Over the last ten years in Libya, Interpeace has developed and accompanied a network of over 200 ‘Change Agents’ or ‘Dialogue Facilitators’, across the country working directly with the population. This group is made up of influential individuals of all ages, genders and social status. Its members play an important role in building resilient peace in Libya from the bottom-up, by ensuring that engaged communities are equipped to be more resilient to conflict, especially at the community level. This initiative is aimed at catalyzing collaboration between Libyan communities, and with national authorities, to establish a common vision of priorities for peace through strengthening dialogue platforms and building the capacity of change agents in local communities. This effort is supported by the German Federal Foreign Office and the Swiss Federal Department for Foreign Affairs.

“On the practical level, I was greatly empowered in my social participation. There were some activities I stayed away from, thinking they belong to the specialists, and I never participated.

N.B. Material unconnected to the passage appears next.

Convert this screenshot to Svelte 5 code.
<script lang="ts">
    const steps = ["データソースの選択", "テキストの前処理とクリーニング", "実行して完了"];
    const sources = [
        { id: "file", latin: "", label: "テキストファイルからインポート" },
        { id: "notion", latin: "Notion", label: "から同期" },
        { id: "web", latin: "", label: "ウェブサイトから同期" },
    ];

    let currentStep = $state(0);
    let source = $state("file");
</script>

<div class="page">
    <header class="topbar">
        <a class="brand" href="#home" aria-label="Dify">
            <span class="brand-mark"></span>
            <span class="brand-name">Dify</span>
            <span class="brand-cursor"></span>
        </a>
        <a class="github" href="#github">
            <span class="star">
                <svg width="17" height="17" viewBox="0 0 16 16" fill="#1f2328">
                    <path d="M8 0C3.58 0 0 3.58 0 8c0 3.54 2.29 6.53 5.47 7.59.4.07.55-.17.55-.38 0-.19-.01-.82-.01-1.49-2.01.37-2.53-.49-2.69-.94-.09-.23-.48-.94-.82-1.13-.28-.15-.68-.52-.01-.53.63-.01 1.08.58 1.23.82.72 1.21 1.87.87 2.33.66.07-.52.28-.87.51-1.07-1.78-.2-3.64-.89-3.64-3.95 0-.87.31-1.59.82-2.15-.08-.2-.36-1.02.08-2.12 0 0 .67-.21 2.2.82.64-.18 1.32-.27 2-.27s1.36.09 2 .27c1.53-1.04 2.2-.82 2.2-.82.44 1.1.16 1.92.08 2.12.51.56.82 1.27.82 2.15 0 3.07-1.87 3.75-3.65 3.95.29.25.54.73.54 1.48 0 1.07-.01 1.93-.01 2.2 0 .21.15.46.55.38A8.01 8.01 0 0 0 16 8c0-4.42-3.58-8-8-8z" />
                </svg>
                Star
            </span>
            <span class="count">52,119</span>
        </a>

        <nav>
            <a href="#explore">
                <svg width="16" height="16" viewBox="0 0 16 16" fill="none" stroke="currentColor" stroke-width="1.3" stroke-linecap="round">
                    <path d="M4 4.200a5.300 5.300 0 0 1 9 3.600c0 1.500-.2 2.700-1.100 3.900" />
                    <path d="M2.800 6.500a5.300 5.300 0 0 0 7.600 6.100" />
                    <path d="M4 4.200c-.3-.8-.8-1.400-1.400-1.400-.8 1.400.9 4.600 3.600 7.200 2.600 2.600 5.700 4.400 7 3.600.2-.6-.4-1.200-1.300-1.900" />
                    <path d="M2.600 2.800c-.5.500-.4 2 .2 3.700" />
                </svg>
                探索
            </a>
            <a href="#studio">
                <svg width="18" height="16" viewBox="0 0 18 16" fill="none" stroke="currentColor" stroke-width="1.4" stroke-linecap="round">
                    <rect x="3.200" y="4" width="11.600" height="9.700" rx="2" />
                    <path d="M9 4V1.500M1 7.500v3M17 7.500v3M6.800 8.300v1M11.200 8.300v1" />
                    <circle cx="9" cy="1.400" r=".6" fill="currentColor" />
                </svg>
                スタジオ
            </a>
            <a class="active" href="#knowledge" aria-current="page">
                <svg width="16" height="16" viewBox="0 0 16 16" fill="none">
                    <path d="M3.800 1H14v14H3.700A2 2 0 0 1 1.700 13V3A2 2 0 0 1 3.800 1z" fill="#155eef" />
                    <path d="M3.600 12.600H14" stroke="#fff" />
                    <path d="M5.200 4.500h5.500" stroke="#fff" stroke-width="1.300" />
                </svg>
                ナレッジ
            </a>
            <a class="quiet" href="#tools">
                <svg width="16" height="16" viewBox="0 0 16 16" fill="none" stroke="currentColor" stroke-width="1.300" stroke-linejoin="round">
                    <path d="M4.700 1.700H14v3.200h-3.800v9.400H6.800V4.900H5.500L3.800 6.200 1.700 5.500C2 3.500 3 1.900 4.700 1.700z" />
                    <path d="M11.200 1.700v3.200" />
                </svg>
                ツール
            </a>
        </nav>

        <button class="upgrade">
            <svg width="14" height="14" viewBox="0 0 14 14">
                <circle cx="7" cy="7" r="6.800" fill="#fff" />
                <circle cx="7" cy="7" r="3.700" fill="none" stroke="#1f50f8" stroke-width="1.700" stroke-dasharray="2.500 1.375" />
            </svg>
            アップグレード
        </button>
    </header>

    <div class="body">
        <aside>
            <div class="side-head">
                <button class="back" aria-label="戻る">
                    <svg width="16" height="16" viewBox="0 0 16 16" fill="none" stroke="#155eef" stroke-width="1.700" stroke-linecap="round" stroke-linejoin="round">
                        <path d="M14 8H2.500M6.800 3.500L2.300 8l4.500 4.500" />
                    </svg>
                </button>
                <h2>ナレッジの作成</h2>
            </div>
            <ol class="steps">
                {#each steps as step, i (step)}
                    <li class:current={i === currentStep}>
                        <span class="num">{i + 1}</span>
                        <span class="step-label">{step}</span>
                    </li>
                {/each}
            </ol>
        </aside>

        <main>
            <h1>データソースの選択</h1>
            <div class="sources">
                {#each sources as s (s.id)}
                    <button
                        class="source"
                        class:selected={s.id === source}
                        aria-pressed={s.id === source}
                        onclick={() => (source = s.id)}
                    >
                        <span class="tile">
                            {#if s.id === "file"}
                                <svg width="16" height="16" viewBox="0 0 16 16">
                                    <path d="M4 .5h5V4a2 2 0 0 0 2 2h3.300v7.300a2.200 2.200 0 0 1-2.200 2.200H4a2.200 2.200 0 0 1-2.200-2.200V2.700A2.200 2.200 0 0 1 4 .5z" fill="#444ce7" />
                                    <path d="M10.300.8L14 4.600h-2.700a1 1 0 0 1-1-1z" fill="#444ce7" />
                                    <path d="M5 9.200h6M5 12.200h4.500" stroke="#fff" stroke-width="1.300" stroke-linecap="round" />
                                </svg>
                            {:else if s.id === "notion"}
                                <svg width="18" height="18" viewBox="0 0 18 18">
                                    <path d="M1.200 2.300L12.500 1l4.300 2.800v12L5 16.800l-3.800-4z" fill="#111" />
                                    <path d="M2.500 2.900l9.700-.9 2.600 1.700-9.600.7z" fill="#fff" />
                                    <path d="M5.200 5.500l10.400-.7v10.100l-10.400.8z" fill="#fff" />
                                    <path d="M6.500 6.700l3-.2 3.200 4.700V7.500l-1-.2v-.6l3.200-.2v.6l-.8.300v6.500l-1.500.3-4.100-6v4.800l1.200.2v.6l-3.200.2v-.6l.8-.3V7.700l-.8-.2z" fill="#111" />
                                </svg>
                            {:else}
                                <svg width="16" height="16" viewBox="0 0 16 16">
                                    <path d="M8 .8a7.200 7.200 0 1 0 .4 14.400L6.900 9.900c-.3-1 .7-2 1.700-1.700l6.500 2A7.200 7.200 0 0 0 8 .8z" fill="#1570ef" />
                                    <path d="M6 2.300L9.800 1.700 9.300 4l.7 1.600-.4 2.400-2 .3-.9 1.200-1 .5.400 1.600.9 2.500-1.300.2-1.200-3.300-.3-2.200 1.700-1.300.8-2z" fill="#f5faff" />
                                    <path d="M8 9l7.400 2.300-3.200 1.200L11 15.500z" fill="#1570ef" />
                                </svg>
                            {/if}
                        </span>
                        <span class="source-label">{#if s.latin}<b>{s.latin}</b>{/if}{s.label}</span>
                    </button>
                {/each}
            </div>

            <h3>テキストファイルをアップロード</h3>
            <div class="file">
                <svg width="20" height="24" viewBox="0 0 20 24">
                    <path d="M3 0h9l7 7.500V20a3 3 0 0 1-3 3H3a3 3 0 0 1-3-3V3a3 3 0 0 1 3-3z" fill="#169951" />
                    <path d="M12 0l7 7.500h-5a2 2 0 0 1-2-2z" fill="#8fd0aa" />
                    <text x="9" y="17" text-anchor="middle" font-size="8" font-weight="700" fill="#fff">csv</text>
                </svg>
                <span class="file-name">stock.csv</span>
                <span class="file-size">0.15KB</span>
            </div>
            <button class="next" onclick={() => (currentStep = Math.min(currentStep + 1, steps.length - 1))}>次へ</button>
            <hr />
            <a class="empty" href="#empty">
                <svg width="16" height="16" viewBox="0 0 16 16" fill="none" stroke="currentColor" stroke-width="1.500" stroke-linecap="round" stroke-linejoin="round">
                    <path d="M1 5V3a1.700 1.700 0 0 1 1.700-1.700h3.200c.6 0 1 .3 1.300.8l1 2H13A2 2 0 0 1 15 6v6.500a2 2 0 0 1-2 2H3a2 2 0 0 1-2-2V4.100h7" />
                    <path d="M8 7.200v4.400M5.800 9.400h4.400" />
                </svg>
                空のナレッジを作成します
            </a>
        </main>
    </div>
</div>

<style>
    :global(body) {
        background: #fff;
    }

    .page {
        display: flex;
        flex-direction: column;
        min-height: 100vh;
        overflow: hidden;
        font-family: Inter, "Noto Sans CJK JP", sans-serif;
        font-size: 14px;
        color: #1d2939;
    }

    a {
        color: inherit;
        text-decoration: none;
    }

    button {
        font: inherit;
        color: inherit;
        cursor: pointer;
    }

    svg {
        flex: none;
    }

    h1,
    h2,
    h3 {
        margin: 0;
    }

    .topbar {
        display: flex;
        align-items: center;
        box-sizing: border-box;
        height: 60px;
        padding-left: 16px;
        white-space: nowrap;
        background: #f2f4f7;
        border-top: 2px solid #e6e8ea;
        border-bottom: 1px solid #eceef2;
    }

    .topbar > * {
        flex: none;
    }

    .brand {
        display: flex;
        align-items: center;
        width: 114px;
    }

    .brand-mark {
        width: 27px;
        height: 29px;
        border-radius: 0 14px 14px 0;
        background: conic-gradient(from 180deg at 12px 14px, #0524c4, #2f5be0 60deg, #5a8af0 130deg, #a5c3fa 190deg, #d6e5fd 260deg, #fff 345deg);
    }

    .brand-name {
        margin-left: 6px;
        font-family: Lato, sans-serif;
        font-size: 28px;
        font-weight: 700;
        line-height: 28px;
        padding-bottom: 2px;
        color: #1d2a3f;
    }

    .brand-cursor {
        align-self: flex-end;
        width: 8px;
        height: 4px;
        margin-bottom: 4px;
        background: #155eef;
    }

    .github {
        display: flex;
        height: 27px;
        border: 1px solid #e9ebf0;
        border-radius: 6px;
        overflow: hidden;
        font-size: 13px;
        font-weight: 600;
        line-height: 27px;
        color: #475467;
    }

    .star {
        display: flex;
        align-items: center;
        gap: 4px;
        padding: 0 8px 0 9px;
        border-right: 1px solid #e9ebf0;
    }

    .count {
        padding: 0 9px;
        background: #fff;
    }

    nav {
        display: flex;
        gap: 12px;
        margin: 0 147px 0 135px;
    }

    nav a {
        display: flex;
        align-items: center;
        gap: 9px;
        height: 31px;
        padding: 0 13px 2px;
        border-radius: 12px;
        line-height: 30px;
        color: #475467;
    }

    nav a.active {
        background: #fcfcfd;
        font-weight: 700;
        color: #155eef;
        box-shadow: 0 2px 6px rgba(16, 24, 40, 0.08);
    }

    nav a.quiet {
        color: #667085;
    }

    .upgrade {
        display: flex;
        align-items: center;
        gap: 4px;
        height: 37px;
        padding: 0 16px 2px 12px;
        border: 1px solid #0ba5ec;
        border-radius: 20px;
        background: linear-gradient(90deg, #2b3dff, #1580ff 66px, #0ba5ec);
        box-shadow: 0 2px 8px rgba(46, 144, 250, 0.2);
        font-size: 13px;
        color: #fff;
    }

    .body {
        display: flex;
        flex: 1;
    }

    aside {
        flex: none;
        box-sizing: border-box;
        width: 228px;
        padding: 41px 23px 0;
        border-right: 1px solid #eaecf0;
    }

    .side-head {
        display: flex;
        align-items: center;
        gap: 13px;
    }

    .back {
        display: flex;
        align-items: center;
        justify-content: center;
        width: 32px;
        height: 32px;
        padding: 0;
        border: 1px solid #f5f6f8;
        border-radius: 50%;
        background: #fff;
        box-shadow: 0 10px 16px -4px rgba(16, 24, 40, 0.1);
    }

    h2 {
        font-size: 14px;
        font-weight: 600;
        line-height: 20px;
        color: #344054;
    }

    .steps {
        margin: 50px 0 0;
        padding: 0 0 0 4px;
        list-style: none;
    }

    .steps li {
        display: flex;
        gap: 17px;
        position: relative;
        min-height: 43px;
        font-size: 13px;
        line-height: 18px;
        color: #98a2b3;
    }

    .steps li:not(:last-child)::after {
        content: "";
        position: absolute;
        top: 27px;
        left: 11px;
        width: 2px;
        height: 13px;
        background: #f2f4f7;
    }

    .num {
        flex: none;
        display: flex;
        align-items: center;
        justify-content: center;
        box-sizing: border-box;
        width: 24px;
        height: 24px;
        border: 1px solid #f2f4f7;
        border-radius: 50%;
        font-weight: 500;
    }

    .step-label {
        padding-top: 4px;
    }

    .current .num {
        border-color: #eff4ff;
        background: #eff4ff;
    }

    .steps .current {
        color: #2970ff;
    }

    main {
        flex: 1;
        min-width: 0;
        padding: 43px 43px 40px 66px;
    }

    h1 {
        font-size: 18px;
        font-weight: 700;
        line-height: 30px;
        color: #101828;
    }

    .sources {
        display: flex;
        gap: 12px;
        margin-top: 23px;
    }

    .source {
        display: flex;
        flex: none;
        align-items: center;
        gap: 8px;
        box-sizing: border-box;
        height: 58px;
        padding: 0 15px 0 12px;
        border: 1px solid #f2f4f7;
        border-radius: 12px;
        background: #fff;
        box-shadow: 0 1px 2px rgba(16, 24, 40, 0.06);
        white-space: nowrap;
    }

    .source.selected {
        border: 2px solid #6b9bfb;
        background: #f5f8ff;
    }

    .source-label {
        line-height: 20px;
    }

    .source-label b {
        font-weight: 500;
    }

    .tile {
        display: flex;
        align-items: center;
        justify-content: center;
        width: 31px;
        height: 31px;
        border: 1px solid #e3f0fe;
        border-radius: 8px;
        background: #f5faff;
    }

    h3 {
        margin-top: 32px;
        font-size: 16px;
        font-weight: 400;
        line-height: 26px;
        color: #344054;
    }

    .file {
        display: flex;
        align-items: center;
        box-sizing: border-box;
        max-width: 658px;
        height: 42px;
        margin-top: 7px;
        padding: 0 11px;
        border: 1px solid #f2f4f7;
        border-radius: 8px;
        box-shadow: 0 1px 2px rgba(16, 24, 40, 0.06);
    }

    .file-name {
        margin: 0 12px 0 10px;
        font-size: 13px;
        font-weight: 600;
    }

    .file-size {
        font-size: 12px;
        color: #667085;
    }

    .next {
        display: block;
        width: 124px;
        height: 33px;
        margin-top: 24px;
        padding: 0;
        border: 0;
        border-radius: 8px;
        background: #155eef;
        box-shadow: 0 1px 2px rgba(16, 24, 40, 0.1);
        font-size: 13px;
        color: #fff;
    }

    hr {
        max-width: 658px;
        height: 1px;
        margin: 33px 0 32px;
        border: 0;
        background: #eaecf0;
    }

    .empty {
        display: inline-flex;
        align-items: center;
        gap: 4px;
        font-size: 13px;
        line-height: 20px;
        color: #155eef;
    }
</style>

I felt that it [the engagement in the initiative] gave me the courage to participate. I was staying away from those having opposing ideas and positions, but I began to intervene in positive ways. If a tough situation occurs, I try and find constructive solutions to it,” says a female change agent from Tobruk.

In the programme’s framework, Interpeace sets up various initiatives to bring together change agents based in different parts of Libya and support their efforts in building peaceful social environment. The most recent gathering took place in Tunis from 20 to 28 June 2021. It was organized to help these community leaders and influencers in identifying and addressing priority issues inside communities.

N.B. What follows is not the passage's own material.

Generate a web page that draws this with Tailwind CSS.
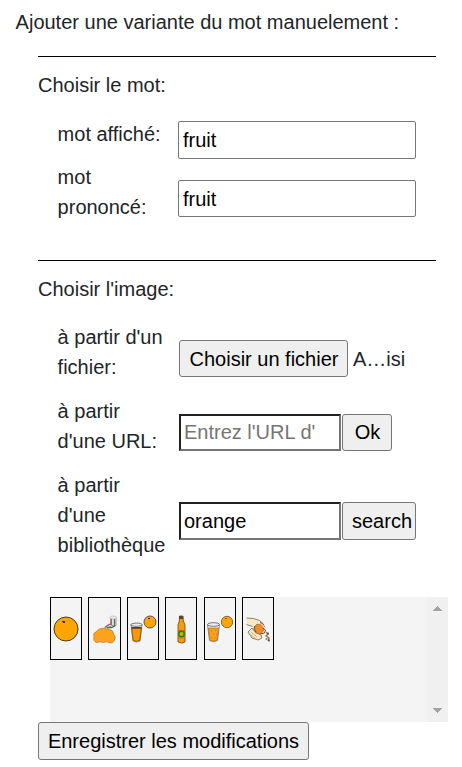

“This experience can be characterized in two ways: we established relationships in all Libyan cities when maintaining direct communication. I mean, now I have friends in every Libyan city, and I can say that 60% of the advantage I gained is the fact that I personally know young people from all the cities and from different fields. […] Personally, I have met influential people in different communities, wise people and influencers in civil society. […] We know mistrust that can exist among individuals towards international organisations working in Libya, but Interpeace has a different approach – this is a special experience,” explains a male change agent from Tobruk.

Forty change agents divided into two groups participated in four-days sessions for each. The workshop aimed at providing the dialogue facilitators who are based in the eastern part of Libya with the required skills and tools to design and conduct community dialogue tailored to their local context.

“I am shy – even when I have something to say, I prefer to stay in the background, keep quiet. I am not social by nature, I prefer staying at home. My participation in the workshops […] made me want to express my point of view whether or not it is accepted by the other party. Now, on the social level I have the power to participate in ongoing projects in Libya, such as enhancing the role of women in electoral processes, as voters or as candidates, as well as at the level of national reconciliation,” says a female change agent from Al-Baida.

This work is critical with the current changes taking place in the sensitive political context of Libya and ahead of elections in which communities will play a key role.

“The role of the change agents will be critical in the eventual implementation of a political agreement in bringing public support, particularly among civil society, who are likely to be key champions of any peace outcomes negotiated. The sustainability of a political solution will be dependent on a shared societal agreement about what peace means and what it entails, but also community engagement –going beyond simple outreach – as an actual process of inclusion in the implementation to ensure sustainable peace,” concluded Renée Larivière, Senior Director for Programme Management at Interpeace.